# Task inputs
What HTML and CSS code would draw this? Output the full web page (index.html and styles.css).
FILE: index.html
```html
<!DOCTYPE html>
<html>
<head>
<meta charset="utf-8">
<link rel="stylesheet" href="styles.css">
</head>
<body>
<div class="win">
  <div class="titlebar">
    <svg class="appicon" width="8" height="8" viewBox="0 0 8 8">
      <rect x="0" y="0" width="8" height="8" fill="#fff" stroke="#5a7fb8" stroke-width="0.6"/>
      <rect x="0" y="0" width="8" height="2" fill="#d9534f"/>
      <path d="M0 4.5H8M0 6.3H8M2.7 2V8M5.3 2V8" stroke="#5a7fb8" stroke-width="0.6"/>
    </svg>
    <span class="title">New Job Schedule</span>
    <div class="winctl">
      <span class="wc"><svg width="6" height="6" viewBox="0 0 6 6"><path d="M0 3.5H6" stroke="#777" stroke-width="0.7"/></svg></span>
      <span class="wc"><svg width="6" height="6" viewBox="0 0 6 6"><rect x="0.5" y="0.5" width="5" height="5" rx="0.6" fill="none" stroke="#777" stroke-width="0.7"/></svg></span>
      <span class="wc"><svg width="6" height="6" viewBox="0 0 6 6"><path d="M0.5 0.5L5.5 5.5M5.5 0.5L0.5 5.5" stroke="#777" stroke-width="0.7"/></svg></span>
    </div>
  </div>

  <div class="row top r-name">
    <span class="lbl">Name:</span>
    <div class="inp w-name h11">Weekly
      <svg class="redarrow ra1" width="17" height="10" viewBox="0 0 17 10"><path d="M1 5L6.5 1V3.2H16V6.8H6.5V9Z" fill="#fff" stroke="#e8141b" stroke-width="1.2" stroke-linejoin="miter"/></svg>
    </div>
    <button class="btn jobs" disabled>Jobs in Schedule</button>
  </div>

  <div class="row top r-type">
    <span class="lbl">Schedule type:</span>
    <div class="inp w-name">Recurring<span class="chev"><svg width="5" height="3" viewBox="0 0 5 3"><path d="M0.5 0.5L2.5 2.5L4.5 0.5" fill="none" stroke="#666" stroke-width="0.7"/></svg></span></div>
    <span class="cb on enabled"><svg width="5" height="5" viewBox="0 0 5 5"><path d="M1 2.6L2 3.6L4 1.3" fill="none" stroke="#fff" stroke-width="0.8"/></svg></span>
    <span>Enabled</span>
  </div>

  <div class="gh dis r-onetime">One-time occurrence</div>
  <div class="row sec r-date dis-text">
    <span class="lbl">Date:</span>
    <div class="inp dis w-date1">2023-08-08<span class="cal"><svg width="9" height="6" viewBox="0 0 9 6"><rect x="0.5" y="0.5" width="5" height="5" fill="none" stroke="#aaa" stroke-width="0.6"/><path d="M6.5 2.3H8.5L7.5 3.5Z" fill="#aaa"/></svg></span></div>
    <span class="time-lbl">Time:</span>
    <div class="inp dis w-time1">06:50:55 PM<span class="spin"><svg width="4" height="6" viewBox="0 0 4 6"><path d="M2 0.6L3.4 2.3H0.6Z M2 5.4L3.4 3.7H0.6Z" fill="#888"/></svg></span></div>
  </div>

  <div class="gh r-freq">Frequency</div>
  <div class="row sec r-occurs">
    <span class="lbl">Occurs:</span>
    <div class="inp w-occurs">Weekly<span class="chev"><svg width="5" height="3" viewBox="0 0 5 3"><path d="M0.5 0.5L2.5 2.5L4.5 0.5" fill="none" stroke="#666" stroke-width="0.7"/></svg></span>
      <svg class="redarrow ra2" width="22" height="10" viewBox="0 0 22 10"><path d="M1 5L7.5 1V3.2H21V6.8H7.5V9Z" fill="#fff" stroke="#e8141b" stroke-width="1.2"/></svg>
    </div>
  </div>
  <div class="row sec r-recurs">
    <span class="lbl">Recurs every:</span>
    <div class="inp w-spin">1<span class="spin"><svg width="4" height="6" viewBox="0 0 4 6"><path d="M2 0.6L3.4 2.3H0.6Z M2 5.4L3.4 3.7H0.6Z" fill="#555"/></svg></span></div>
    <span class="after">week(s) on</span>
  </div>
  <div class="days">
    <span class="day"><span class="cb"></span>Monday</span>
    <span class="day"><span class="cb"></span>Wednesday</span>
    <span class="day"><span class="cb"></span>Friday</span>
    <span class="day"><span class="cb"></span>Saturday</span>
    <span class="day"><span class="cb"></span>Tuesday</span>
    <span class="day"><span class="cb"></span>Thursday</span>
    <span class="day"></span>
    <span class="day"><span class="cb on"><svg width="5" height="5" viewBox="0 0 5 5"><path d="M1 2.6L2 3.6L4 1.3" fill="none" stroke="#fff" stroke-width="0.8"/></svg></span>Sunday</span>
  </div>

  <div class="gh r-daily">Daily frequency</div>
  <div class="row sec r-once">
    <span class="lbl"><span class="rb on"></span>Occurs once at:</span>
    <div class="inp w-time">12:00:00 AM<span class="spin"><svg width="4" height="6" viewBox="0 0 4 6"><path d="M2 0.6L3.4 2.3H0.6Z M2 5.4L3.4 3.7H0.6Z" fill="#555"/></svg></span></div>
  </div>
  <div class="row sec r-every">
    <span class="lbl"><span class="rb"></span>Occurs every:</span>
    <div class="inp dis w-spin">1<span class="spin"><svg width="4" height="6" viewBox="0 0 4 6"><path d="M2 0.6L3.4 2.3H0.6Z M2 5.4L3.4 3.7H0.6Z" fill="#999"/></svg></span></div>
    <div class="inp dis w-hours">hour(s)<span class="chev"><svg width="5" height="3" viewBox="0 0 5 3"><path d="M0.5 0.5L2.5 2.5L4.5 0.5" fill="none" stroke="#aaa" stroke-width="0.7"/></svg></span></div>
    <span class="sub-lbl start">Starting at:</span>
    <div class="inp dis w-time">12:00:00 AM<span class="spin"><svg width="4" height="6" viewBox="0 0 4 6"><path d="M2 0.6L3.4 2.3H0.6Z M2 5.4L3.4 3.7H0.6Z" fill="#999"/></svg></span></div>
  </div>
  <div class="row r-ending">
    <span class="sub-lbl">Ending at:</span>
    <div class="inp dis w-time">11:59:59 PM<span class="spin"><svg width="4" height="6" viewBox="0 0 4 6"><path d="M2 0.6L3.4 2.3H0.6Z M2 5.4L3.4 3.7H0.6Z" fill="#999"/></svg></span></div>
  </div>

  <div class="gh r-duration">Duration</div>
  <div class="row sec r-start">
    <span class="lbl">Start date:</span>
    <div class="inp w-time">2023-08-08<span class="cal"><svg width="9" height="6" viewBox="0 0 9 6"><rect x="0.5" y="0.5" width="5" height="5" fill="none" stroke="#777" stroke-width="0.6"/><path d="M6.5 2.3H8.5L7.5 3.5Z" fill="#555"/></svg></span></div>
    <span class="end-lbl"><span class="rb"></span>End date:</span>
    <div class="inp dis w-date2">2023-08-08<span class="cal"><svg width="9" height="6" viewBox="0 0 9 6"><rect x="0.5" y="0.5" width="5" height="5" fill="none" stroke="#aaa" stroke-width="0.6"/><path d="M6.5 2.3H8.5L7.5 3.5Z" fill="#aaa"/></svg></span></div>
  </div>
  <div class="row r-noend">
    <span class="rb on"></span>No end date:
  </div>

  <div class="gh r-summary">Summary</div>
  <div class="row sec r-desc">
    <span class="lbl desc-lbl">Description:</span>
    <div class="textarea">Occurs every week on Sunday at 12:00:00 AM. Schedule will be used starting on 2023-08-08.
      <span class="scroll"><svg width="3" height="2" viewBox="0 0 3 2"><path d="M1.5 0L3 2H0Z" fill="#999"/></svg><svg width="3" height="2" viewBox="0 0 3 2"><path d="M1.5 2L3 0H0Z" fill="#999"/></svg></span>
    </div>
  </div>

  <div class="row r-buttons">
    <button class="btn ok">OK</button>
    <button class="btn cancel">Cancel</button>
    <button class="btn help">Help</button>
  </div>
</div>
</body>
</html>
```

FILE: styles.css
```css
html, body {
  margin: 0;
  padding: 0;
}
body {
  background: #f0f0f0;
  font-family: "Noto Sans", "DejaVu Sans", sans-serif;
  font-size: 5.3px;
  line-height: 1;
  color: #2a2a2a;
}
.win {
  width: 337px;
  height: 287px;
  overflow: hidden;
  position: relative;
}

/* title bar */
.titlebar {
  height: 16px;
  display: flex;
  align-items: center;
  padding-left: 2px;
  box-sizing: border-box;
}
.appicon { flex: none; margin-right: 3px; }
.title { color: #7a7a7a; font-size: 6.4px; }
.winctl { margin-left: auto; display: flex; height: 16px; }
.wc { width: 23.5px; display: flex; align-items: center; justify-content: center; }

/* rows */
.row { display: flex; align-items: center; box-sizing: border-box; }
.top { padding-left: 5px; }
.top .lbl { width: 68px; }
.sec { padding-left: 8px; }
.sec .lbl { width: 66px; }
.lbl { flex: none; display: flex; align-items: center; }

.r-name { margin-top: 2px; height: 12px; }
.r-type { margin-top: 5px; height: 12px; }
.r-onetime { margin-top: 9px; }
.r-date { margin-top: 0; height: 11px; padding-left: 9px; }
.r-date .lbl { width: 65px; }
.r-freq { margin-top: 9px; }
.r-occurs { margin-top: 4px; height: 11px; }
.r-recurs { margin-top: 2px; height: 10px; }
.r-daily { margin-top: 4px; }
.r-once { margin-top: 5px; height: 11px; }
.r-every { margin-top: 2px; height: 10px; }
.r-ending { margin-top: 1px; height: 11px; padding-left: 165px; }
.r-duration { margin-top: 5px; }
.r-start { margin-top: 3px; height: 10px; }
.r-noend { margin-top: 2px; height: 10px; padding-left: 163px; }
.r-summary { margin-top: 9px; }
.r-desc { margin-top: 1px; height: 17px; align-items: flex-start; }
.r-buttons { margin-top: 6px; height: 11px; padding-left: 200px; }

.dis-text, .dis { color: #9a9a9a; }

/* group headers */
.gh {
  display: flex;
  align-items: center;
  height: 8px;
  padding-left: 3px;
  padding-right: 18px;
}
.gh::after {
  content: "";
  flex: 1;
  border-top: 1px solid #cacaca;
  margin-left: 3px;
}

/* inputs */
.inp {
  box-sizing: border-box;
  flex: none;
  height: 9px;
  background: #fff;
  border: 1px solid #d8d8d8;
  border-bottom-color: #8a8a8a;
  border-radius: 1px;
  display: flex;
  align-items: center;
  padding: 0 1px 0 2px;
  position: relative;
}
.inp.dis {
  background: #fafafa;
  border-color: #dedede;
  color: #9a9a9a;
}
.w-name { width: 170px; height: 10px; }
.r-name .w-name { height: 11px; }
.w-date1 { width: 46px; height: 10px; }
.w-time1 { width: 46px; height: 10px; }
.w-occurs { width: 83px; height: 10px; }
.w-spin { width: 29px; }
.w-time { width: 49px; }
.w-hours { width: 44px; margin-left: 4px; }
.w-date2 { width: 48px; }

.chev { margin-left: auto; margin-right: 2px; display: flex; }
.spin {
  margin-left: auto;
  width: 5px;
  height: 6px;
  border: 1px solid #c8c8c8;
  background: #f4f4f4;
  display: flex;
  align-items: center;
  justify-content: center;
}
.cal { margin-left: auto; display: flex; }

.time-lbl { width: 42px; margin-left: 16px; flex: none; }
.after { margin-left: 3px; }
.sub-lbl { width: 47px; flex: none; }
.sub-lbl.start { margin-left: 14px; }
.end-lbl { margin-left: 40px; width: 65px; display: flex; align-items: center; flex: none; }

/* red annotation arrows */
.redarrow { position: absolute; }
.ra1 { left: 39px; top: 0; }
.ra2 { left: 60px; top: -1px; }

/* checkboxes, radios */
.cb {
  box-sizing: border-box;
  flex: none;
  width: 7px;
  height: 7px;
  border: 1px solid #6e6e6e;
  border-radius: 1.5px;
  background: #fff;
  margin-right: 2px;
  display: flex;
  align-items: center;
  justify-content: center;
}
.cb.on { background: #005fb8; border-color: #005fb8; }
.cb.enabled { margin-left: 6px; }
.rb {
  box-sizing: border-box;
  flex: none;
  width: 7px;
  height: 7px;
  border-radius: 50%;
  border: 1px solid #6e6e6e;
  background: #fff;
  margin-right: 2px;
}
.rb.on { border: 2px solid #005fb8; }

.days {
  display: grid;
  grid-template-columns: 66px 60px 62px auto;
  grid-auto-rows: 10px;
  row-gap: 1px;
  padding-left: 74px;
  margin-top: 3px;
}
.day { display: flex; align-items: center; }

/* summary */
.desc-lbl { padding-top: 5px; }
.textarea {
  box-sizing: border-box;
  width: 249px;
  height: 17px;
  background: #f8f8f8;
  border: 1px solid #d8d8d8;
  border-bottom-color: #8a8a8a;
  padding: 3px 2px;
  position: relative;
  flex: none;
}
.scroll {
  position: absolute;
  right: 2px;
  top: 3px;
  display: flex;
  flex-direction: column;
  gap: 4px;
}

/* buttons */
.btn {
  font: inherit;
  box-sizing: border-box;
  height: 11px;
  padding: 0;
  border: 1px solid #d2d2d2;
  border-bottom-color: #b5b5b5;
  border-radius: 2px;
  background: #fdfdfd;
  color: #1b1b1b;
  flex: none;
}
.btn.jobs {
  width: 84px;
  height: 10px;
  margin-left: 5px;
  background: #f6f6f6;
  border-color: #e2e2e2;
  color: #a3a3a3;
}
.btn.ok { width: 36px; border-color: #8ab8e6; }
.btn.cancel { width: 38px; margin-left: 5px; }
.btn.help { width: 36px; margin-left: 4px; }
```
--
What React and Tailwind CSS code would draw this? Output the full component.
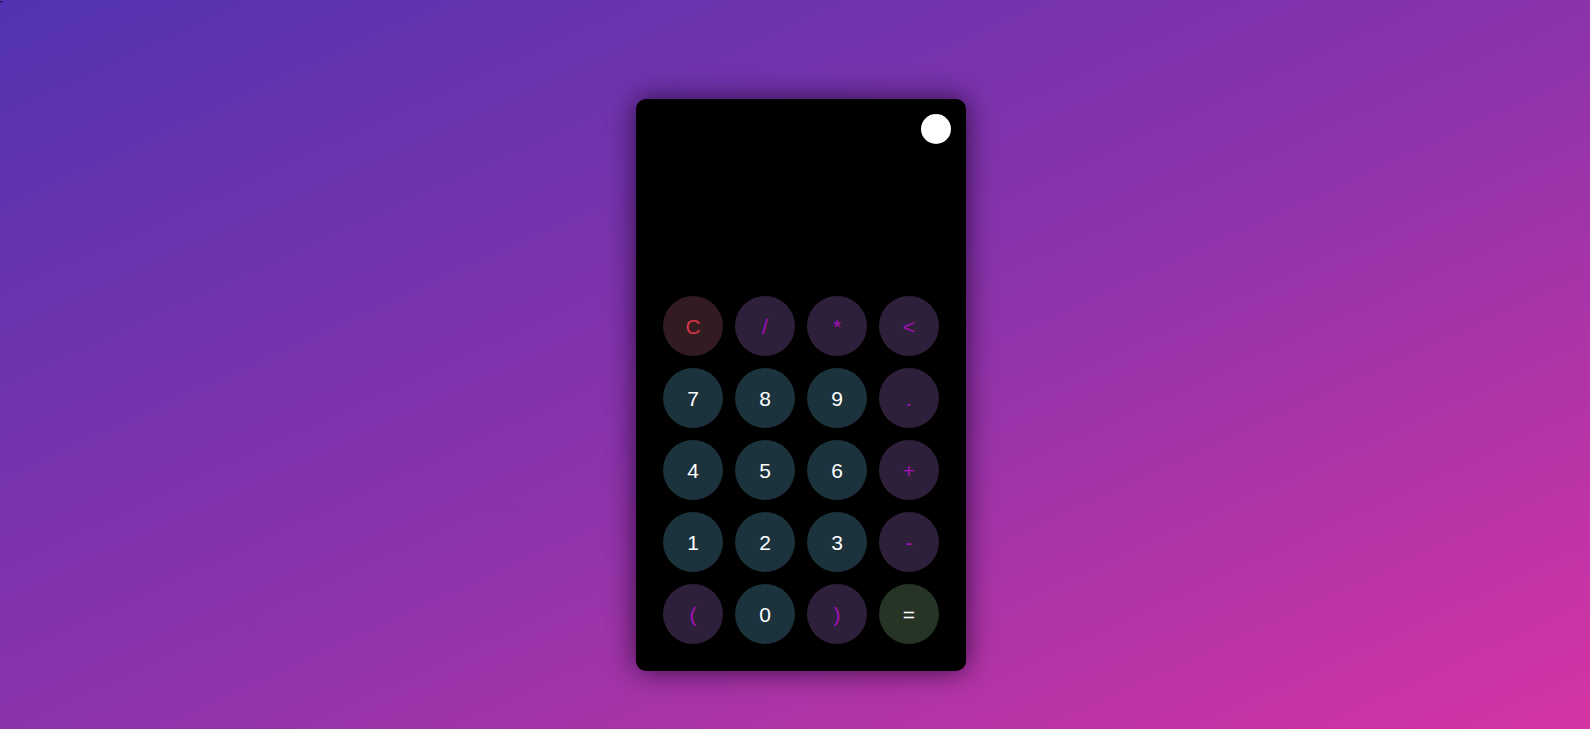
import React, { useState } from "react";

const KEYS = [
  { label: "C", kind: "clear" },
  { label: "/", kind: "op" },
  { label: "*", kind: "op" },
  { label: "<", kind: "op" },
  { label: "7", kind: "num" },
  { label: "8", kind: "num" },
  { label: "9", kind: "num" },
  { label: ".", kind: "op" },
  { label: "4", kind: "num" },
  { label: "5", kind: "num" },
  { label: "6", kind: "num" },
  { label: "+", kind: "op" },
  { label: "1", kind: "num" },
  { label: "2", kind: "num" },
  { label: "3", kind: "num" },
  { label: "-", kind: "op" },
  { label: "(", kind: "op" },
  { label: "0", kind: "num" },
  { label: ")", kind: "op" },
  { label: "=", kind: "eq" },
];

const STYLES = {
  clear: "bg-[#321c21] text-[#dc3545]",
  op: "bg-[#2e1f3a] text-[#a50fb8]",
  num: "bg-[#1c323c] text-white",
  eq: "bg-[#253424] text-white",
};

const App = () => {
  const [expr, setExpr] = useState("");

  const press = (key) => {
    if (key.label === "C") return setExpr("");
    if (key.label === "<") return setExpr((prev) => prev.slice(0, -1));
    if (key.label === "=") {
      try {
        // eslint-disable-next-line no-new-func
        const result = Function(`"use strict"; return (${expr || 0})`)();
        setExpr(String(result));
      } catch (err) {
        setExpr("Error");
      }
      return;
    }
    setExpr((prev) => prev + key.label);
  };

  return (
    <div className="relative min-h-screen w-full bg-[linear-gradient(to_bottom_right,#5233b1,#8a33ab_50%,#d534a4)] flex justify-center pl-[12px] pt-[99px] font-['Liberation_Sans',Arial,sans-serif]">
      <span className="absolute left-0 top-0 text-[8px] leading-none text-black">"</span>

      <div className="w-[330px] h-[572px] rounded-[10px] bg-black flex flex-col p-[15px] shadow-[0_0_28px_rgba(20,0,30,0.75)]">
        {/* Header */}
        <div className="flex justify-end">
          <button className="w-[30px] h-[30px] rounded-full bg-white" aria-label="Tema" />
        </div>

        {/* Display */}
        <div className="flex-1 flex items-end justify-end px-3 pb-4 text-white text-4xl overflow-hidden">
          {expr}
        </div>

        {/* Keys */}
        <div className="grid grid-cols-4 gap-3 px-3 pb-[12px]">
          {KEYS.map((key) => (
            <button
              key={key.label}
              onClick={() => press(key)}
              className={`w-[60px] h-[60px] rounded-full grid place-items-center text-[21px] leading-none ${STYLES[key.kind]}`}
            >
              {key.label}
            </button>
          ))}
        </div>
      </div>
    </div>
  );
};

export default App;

# What you are asked to do
Output word for word the lines running from the one containing "What React and" to the one containing "const [expr, setExpr]", both included, leaving out the pictures.

# Answer to this task
What React and Tailwind CSS code would draw this? Output the full component.
import React, { useState } from "react";

const KEYS = [
  { label: "C", kind: "clear" },
  { label: "/", kind: "op" },
  { label: "*", kind: "op" },
  { label: "<", kind: "op" },
  { label: "7", kind: "num" },
  { label: "8", kind: "num" },
  { label: "9", kind: "num" },
  { label: ".", kind: "op" },
  { label: "4", kind: "num" },
  { label: "5", kind: "num" },
  { label: "6", kind: "num" },
  { label: "+", kind: "op" },
  { label: "1", kind: "num" },
  { label: "2", kind: "num" },
  { label: "3", kind: "num" },
  { label: "-", kind: "op" },
  { label: "(", kind: "op" },
  { label: "0", kind: "num" },
  { label: ")", kind: "op" },
  { label: "=", kind: "eq" },
];

const STYLES = {
  clear: "bg-[#321c21] text-[#dc3545]",
  op: "bg-[#2e1f3a] text-[#a50fb8]",
  num: "bg-[#1c323c] text-white",
  eq: "bg-[#253424] text-white",
};

const App = () => {
  const [expr, setExpr] = useState("");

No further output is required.